2. It cannot be reasonably intended, that his Majesty's Proclamation in favour of Strangers should put them into a better Condition in Time of War, when all his natural Subjects are so highly charged, than ever they were in Times of Peace.
3. Aliens cannot, in Reason, expect to be eased from being doubly charged, they being exempted from all Burdens of Offices of Charge, which are undergone by the King's natural Subjects.
Adding Names by the Lords-disagreed:
It hath been observed, that, in all Acts of Subsidies, and of Poll Money, the greater the Number of the Commissioners, the less Money hath been raised; for many Commissioners incumber one the other, and rather procure the Ease of themselves, and their many Friends, than the Advance of the King's Service, and the publick Benefit.

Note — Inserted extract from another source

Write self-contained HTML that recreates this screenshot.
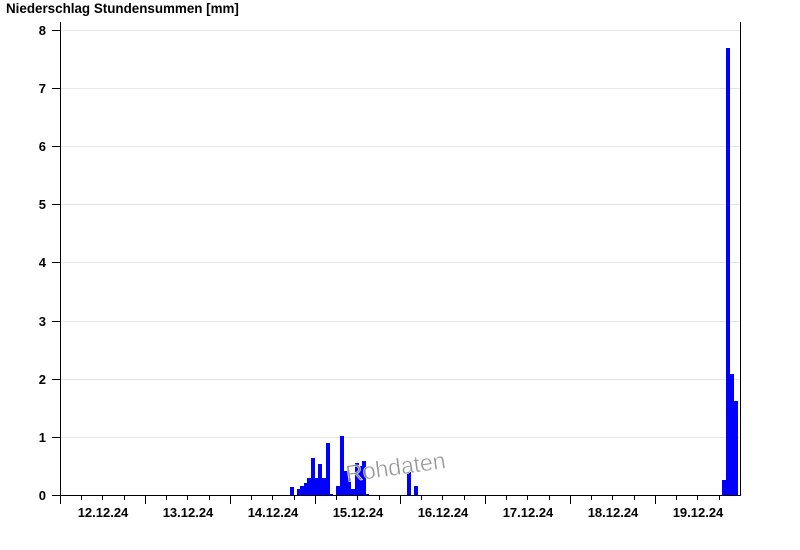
<!DOCTYPE html>
<html><head><meta charset="utf-8"><style>
html,body{margin:0;padding:0;background:#fff;width:800px;height:550px;overflow:hidden}
svg{display:block}
text{font-family:"Liberation Sans",Arial,sans-serif;font-weight:bold;font-size:13px;fill:#000}
</style></head><body>
<svg width="800" height="550" viewBox="0 0 800 550" xmlns="http://www.w3.org/2000/svg">
<text x="6" y="13" style="font-size:13.4px">Niederschlag Stundensummen [mm]</text>
<g stroke="#e6e6e6" stroke-width="1">
<line x1="60" y1="30.5" x2="740" y2="30.5"/>
<line x1="60" y1="88.5" x2="740" y2="88.5"/>
<line x1="60" y1="146.5" x2="740" y2="146.5"/>
<line x1="60" y1="204.5" x2="740" y2="204.5"/>
<line x1="60" y1="262.5" x2="740" y2="262.5"/>
<line x1="60" y1="321.5" x2="740" y2="321.5"/>
<line x1="60" y1="379.5" x2="740" y2="379.5"/>
<line x1="60" y1="437.5" x2="740" y2="437.5"/>
</g>
<g fill="#0000ff">
<rect x="290" y="487" width="4" height="8"/>
<rect x="297" y="489" width="4" height="6"/>
<rect x="300" y="486" width="4" height="9"/>
<rect x="304" y="483" width="4" height="12"/>
<rect x="307" y="478" width="4" height="17"/>
<rect x="311" y="458" width="4" height="37"/>
<rect x="315" y="478" width="4" height="17"/>
<rect x="318" y="464" width="4" height="31"/>
<rect x="322" y="478" width="4" height="17"/>
<rect x="326" y="443" width="4" height="52"/>
<rect x="330" y="494" width="3" height="1"/>
<rect x="336" y="486" width="4" height="9"/>
<rect x="340" y="436" width="4" height="59"/>
<rect x="344" y="471" width="4" height="24"/>
<rect x="347" y="478" width="4" height="17"/>
<rect x="351" y="489" width="4" height="6"/>
<rect x="355" y="463" width="4" height="32"/>
<rect x="358" y="466" width="4" height="29"/>
<rect x="362" y="461" width="4" height="34"/>
<rect x="366" y="494" width="3" height="1"/>
<rect x="407" y="472" width="4" height="23"/>
<rect x="414" y="486" width="4" height="9"/>
<rect x="722" y="480" width="4" height="15"/>
<rect x="726" y="48" width="4" height="447"/>
<rect x="730" y="374" width="4" height="121"/>
<rect x="734" y="401" width="4" height="94"/>
</g>
<text transform="translate(347,482) rotate(-8)" style="font-weight:normal;font-size:23.5px;fill:#8c8c8c;fill-opacity:0.9;stroke:#fff;stroke-width:0.5;letter-spacing:-0.2px">Rohdaten</text>
<g stroke="#000" stroke-width="1" fill="none">
<line x1="60.5" y1="22" x2="60.5" y2="495"/>
<line x1="740.5" y1="22" x2="740.5" y2="495"/>
<line x1="60" y1="495.5" x2="741" y2="495.5"/>
<path d="M52 30.5h8M52 88.5h8M52 146.5h8M52 204.5h8M52 262.5h8M52 321.5h8M52 379.5h8M52 437.5h8M52 495.5h8"/>
<path d="M60.5 495v9M145.5 495v9M230.5 495v9M315.5 495v9M400.5 495v9M485.5 495v9M570.5 495v9M655.5 495v9"/>
<path d="M81.5 495v5M102.5 495v5M124.5 495v5M166.5 495v5M187.5 495v5M209.5 495v5M251.5 495v5M272.5 495v5M294.5 495v5M336.5 495v5M357.5 495v5M379.5 495v5M421.5 495v5M442.5 495v5M464.5 495v5M506.5 495v5M527.5 495v5M549.5 495v5M591.5 495v5M612.5 495v5M634.5 495v5M676.5 495v5M697.5 495v5M719.5 495v5"/>
</g>
<g text-anchor="end">
<text x="46" y="35">8</text><text x="46" y="93">7</text><text x="46" y="151">6</text><text x="46" y="209">5</text>
<text x="46" y="267">4</text><text x="46" y="326">3</text><text x="46" y="384">2</text><text x="46" y="442">1</text><text x="46" y="500">0</text>
</g>
<g text-anchor="middle">
<text x="103" y="517">12.12.24</text><text x="188" y="517">13.12.24</text><text x="273" y="517">14.12.24</text>
<text x="358" y="517">15.12.24</text><text x="443" y="517">16.12.24</text><text x="528" y="517">17.12.24</text>
<text x="613" y="517">18.12.24</text><text x="698" y="517">19.12.24</text>
</g>
</svg>
</body></html>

The Clause concerning Charters of Exemption:
All or most Charters or Patents of Exemption have been granted, before any of the Acts mentioned in this Clause were Laws: So that although no such Grants can operate upon subsequent Acts of Parliament, yet, because much Trouble hath * * * *.
Ordered, That Mr. Steward do go up to the Lords, to desire a Conference on the Amendments to the Poll Bill.
Bills from Lords.
A Message from the Lords, by Sir Thomas Estcourt and Sir Justinan Lewen;
Mr. Speaker, The Lords have sent you down Two Bills; the one intituled, An Act for Illegitimation of the Children of the Lady Ann Roos; the other intituled, An Act for restoring Francis Scawen Gentleman in Blood: To which they desire the Concurrence of this House.
Ordered, That the Two Bills delivered in this Day touching the Election of Members to serve in Parliament, be read on Monday Morning.
Mr. Steward reports, That the Lords had agreed to a present Conference on the Poll Bill, in the Painted Chamber.
A Petition of the Merchant Adventurers in the Trade of France was read.
The Question being put, That the Petition be committed;
It passed in the Negative.
The Question being put, That his Majesty be desired, that the Petitioners Goods be landed;
The House was divided.
The Yeas went out.
And so it passed in the Negative.
Call of the House.
Resolved, &c. That the House be Called on Monday next.
And then the House adjourned till Monday Morning, Eight of the Clock.